__Instructions for the task__.
Please transcribe the data below exactly. Leave the pictures out.

__Given data__.

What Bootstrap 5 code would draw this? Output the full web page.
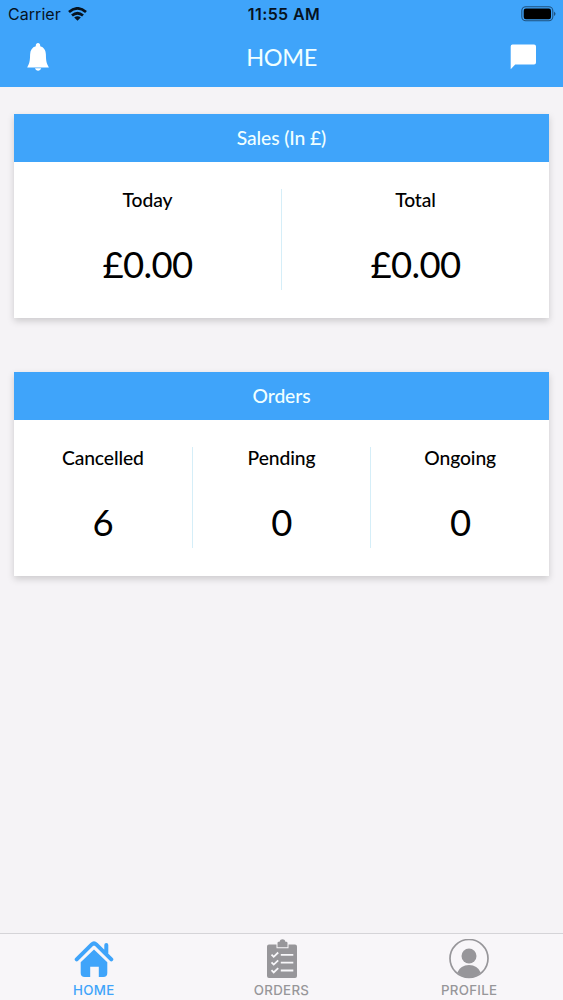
<!DOCTYPE html>
<html lang="en">
<head>
<meta charset="utf-8">
<meta name="viewport" content="width=device-width, initial-scale=1">
<title>Home</title>
<link href="https://cdn.jsdelivr.net/npm/bootstrap@5.3.0/dist/css/bootstrap.min.css" rel="stylesheet">
<style>
  body { background: #f5f3f6; color: #000; font-family: Lato, sans-serif; }
  svg { display: block; flex: none; }
  .app-blue { background: #3fa4fa; }
  .app-top { height: 87px; }
  .status-row { height: 28px; padding: 0 7px 0 8px; font-family: Inter, "Liberation Sans", sans-serif; font-size: 16px; line-height: 28px; color: #06131f; }
  .status-row > div, .title-row > div { flex: 1 1 0; }
  .carrier { letter-spacing: .05px; }
  .wifi { margin-left: 7px; }
  .clock { font-weight: 600; letter-spacing: .4px; padding-left: 4px; }
  .title-row { height: 57px; padding: 0 26px; }
  .page-title { font-size: 23.5px; line-height: 57px; padding-top: 1px; color: #f0ffff; letter-spacing: -.35px; }
  .app-main { padding: 27px 14px 0; }
  .panel { height: 204px; margin-bottom: 54.3px; background: #fff; box-shadow: 0 3px 7px rgba(0,0,0,.17); }
  .panel-title { height: 48px; line-height: 48px; font-size: 19.3px; font-weight: 500; color: #f0ffff; letter-spacing: -.1px; }
  .panel-cols { padding: 27px 0 28px; height: 156px; }
  .stat { flex: 1 1 0; height: 101px; }
  .stat:not(:last-child) { border-right: 1px solid #d5eef8; }
  .stat-label { font-size: 19.3px; line-height: 21px; font-weight: 500; letter-spacing: -.1px; }
  .stat-value { font-size: 36.5px; line-height: 46px; margin-top: 31px; letter-spacing: -.7px; }
  .tabs { height: 67px; border-top: 1px solid #d5d4d8; background: #f8f6f9; font-family: Inter, "Liberation Sans", sans-serif; font-size: 13.3px; font-weight: 500; line-height: 16px; color: #97969a; }
  .tab-item { flex: 1 1 0; padding-top: 5px; letter-spacing: .3px; color: #97969a; }
  .tab-item svg { margin-bottom: 3px; }
  .tab-item.active { color: #3fa4fa; }
</style>
</head>
<body>
<div class="vh-100 d-flex flex-column overflow-hidden">
  <header class="app-top app-blue">
    <div class="status-row d-flex align-items-center">
      <div class="d-flex align-items-center">
        <span class="carrier">Carrier</span>
        <svg class="wifi" width="19" height="14" viewBox="0 0 19 14" fill="none" stroke="#06131f" stroke-width="2.8"><path d="M1 5Q9.5-2.2 18 5M4 8.500q5.500-4.500 11 0"/><path d="M6.200 10.500q3.300-2.500 6.600 0L9.500 13.700z" fill="#06131f" stroke="none"/></svg>
      </div>
      <span class="clock">11:55 AM</span>
      <div class="d-flex justify-content-end">
        <svg width="35" height="16" viewBox="0 0 35 16"><rect x=".8" y=".8" width="31" height="14" rx="4" fill="none" stroke="#1f527f" stroke-width="1.100"/><rect x="2.700" y="2.500" width="27.300" height="10.700" rx="2.200"/><path d="M33 5.500q3 2.300 0 4.600z" fill="#1f527f"/></svg>
      </div>
    </div>
    <div class="title-row d-flex align-items-center">
      <div><svg width="23" height="28" viewBox="0 0 23 28" fill="#fff"><path d="M12 0c1.300 0 2.200 1 2.200 2.300v1c3.700 1 5.600 4 5.700 8.200.1 7 .8 9.300 3 12.900H1.200c2.100-3.600 2.800-5.900 2.900-12.900.1-4.200 2-7.200 5.700-8.200v-1C9.800 1 10.700 0 12 0zM9 25.300h6.200c-.5 1.600-1.600 2.400-3.100 2.400S9.500 26.900 9 25.300z"/></svg></div>
      <span class="page-title">HOME</span>
      <div class="d-flex justify-content-end"><svg width="27" height="26" viewBox="0 0 27 26" fill="#fff"><path d="M2.500.6h21.500q2 0 2 2v16q0 2-2 2H5.200L.7 25.200V2.600q0-2 1.800-2z"/></svg></div>
    </div>
  </header>

  <main class="app-main flex-grow-1 text-center">
    <section class="panel">
      <div class="panel-title app-blue">Sales (In £)</div>
      <div class="panel-cols d-flex">
        <div class="stat"><div class="stat-label">Today</div><div class="stat-value">£0.00</div></div>
        <div class="stat"><div class="stat-label">Total</div><div class="stat-value">£0.00</div></div>
      </div>
    </section>
    <section class="panel">
      <div class="panel-title app-blue">Orders</div>
      <div class="panel-cols d-flex">
        <div class="stat"><div class="stat-label">Cancelled</div><div class="stat-value">6</div></div>
        <div class="stat"><div class="stat-label">Pending</div><div class="stat-value">0</div></div>
        <div class="stat"><div class="stat-label">Ongoing</div><div class="stat-value">0</div></div>
      </div>
    </section>
  </main>

  <nav class="tabs d-flex">
    <a class="tab-item active d-flex flex-column align-items-center text-decoration-none" href="#">
      <svg width="40" height="40" viewBox="0 0 40 40"><path d="M2.700 20.300 17.800 5.400q2.200-2 4.400 0l15.100 14.900M32.300 6V14" fill="none" stroke="currentColor" stroke-width="4" stroke-linecap="round"/><path d="M20 10.500 33.300 23.200V34q0 4-4 4h-4.500V27.800h-8.600V38h-5.500q-4 0-4-4V23.200z" fill="currentColor"/></svg>
      HOME
    </a>
    <a class="tab-item d-flex flex-column align-items-center text-decoration-none" href="#">
      <svg width="40" height="40" viewBox="0 0 40 40"><path d="M7 5.500h7.500v3.800h12V5.500H33q2 0 2 2V37q0 2-2 2H7q-2 0-2-2V7.500q0-2 2-2z" fill="currentColor"/><path d="M15.500 8.300V4q0-1.300 1.300-1.300h.8c.5-1.600 1.500-2.400 2.900-2.400s2.400.8 2.900 2.400h.8q1.300 0 1.300 1.300v4.300z" fill="currentColor"/><path d="m9.500 15.600 2.200 2.200 4.500-4.300M9.500 23.400l2.200 2.200 4.500-4.300M9.500 31.200l2.200 2.200 4.500-4.300M18.800 15.900h12.500M18.800 23.700h12.500M18.800 31.500h12.500" fill="none" stroke="#f8f7fa" stroke-width="1.800"/></svg>
      ORDERS
    </a>
    <a class="tab-item d-flex flex-column align-items-center text-decoration-none" href="#">
      <svg width="40" height="40" viewBox="0 0 40 40"><circle cx="20" cy="19.500" r="19" fill="none" stroke="currentColor" stroke-width="1.700"/><circle cx="20" cy="17" r="7.500" fill="currentColor"/><path d="M8.300 33.500Q11.500 26 20 26t11.700 7.500Q26.500 38.600 20 38.600T8.300 33.500z" fill="currentColor"/></svg>
      PROFILE
    </a>
  </nav>
</div>
<script src="https://cdn.jsdelivr.net/npm/bootstrap@5.3.0/dist/js/bootstrap.bundle.min.js"></script>
</body>
</html>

__Complete response__.
What Bootstrap 5 code would draw this? Output the full web page.
<!DOCTYPE html>
<html lang="en">
<head>
<meta charset="utf-8">
<meta name="viewport" content="width=device-width, initial-scale=1">
<title>Home</title>
<link href="https://cdn.jsdelivr.net/npm/bootstrap@5.3.0/dist/css/bootstrap.min.css" rel="stylesheet">
<style>
  body { background: #f5f3f6; color: #000; font-family: Lato, sans-serif; }
  svg { display: block; flex: none; }
  .app-blue { background: #3fa4fa; }
  .app-top { height: 87px; }
  .status-row { height: 28px; padding: 0 7px 0 8px; font-family: Inter, "Liberation Sans", sans-serif; font-size: 16px; line-height: 28px; color: #06131f; }
  .status-row > div, .title-row > div { flex: 1 1 0; }
  .carrier { letter-spacing: .05px; }
  .wifi { margin-left: 7px; }
  .clock { font-weight: 600; letter-spacing: .4px; padding-left: 4px; }
  .title-row { height: 57px; padding: 0 26px; }
  .page-title { font-size: 23.5px; line-height: 57px; padding-top: 1px; color: #f0ffff; letter-spacing: -.35px; }
  .app-main { padding: 27px 14px 0; }
  .panel { height: 204px; margin-bottom: 54.3px; background: #fff; box-shadow: 0 3px 7px rgba(0,0,0,.17); }
  .panel-title { height: 48px; line-height: 48px; font-size: 19.3px; font-weight: 500; color: #f0ffff; letter-spacing: -.1px; }
  .panel-cols { padding: 27px 0 28px; height: 156px; }
  .stat { flex: 1 1 0; height: 101px; }
  .stat:not(:last-child) { border-right: 1px solid #d5eef8; }
  .stat-label { font-size: 19.3px; line-height: 21px; font-weight: 500; letter-spacing: -.1px; }
  .stat-value { font-size: 36.5px; line-height: 46px; margin-top: 31px; letter-spacing: -.7px; }
  .tabs { height: 67px; border-top: 1px solid #d5d4d8; background: #f8f6f9; font-family: Inter, "Liberation Sans", sans-serif; font-size: 13.3px; font-weight: 500; line-height: 16px; color: #97969a; }
  .tab-item { flex: 1 1 0; padding-top: 5px; letter-spacing: .3px; color: #97969a; }
  .tab-item svg { margin-bottom: 3px; }
  .tab-item.active { color: #3fa4fa; }
</style>
</head>
<body>
<div class="vh-100 d-flex flex-column overflow-hidden">
  <header class="app-top app-blue">
    <div class="status-row d-flex align-items-center">
      <div class="d-flex align-items-center">
        <span class="carrier">Carrier</span>
        <svg class="wifi" width="19" height="14" viewBox="0 0 19 14" fill="none" stroke="#06131f" stroke-width="2.8"><path d="M1 5Q9.5-2.2 18 5M4 8.500q5.500-4.500 11 0"/><path d="M6.200 10.500q3.300-2.500 6.600 0L9.500 13.700z" fill="#06131f" stroke="none"/></svg>
      </div>
      <span class="clock">11:55 AM</span>
      <div class="d-flex justify-content-end">
        <svg width="35" height="16" viewBox="0 0 35 16"><rect x=".8" y=".8" width="31" height="14" rx="4" fill="none" stroke="#1f527f" stroke-width="1.100"/><rect x="2.700" y="2.500" width="27.300" height="10.700" rx="2.200"/><path d="M33 5.500q3 2.300 0 4.600z" fill="#1f527f"/></svg>
      </div>
    </div>
    <div class="title-row d-flex align-items-center">
      <div><svg width="23" height="28" viewBox="0 0 23 28" fill="#fff"><path d="M12 0c1.300 0 2.200 1 2.200 2.300v1c3.700 1 5.600 4 5.700 8.200.1 7 .8 9.300 3 12.900H1.200c2.100-3.600 2.800-5.900 2.900-12.900.1-4.200 2-7.200 5.700-8.200v-1C9.800 1 10.700 0 12 0zM9 25.300h6.200c-.5 1.600-1.600 2.400-3.100 2.400S9.500 26.900 9 25.300z"/></svg></div>
      <span class="page-title">HOME</span>
      <div class="d-flex justify-content-end"><svg width="27" height="26" viewBox="0 0 27 26" fill="#fff"><path d="M2.500.6h21.500q2 0 2 2v16q0 2-2 2H5.200L.7 25.200V2.600q0-2 1.800-2z"/></svg></div>
    </div>
  </header>

  <main class="app-main flex-grow-1 text-center">
    <section class="panel">
      <div class="panel-title app-blue">Sales (In £)</div>
      <div class="panel-cols d-flex">
        <div class="stat"><div class="stat-label">Today</div><div class="stat-value">£0.00</div></div>
        <div class="stat"><div class="stat-label">Total</div><div class="stat-value">£0.00</div></div>
      </div>
    </section>
    <section class="panel">
      <div class="panel-title app-blue">Orders</div>
      <div class="panel-cols d-flex">
        <div class="stat"><div class="stat-label">Cancelled</div><div class="stat-value">6</div></div>
        <div class="stat"><div class="stat-label">Pending</div><div class="stat-value">0</div></div>
        <div class="stat"><div class="stat-label">Ongoing</div><div class="stat-value">0</div></div>
      </div>
    </section>
  </main>

  <nav class="tabs d-flex">
    <a class="tab-item active d-flex flex-column align-items-center text-decoration-none" href="#">
      <svg width="40" height="40" viewBox="0 0 40 40"><path d="M2.700 20.300 17.800 5.400q2.200-2 4.400 0l15.100 14.900M32.300 6V14" fill="none" stroke="currentColor" stroke-width="4" stroke-linecap="round"/><path d="M20 10.500 33.300 23.200V34q0 4-4 4h-4.500V27.800h-8.600V38h-5.500q-4 0-4-4V23.200z" fill="currentColor"/></svg>
      HOME
    </a>
    <a class="tab-item d-flex flex-column align-items-center text-decoration-none" href="#">
      <svg width="40" height="40" viewBox="0 0 40 40"><path d="M7 5.500h7.500v3.800h12V5.500H33q2 0 2 2V37q0 2-2 2H7q-2 0-2-2V7.500q0-2 2-2z" fill="currentColor"/><path d="M15.500 8.300V4q0-1.300 1.300-1.300h.8c.5-1.600 1.500-2.400 2.900-2.400s2.400.8 2.900 2.400h.8q1.300 0 1.300 1.300v4.300z" fill="currentColor"/><path d="m9.500 15.600 2.200 2.200 4.500-4.300M9.500 23.400l2.200 2.200 4.500-4.300M9.500 31.200l2.200 2.200 4.500-4.300M18.800 15.900h12.500M18.800 23.700h12.500M18.800 31.500h12.500" fill="none" stroke="#f8f7fa" stroke-width="1.800"/></svg>
      ORDERS
    </a>
    <a class="tab-item d-flex flex-column align-items-center text-decoration-none" href="#">
      <svg width="40" height="40" viewBox="0 0 40 40"><circle cx="20" cy="19.500" r="19" fill="none" stroke="currentColor" stroke-width="1.700"/><circle cx="20" cy="17" r="7.500" fill="currentColor"/><path d="M8.300 33.500Q11.500 26 20 26t11.700 7.500Q26.500 38.600 20 38.600T8.300 33.500z" fill="currentColor"/></svg>
      PROFILE
    </a>
  </nav>
</div>
<script src="https://cdn.jsdelivr.net/npm/bootstrap@5.3.0/dist/js/bootstrap.bundle.min.js"></script>
</body>
</html>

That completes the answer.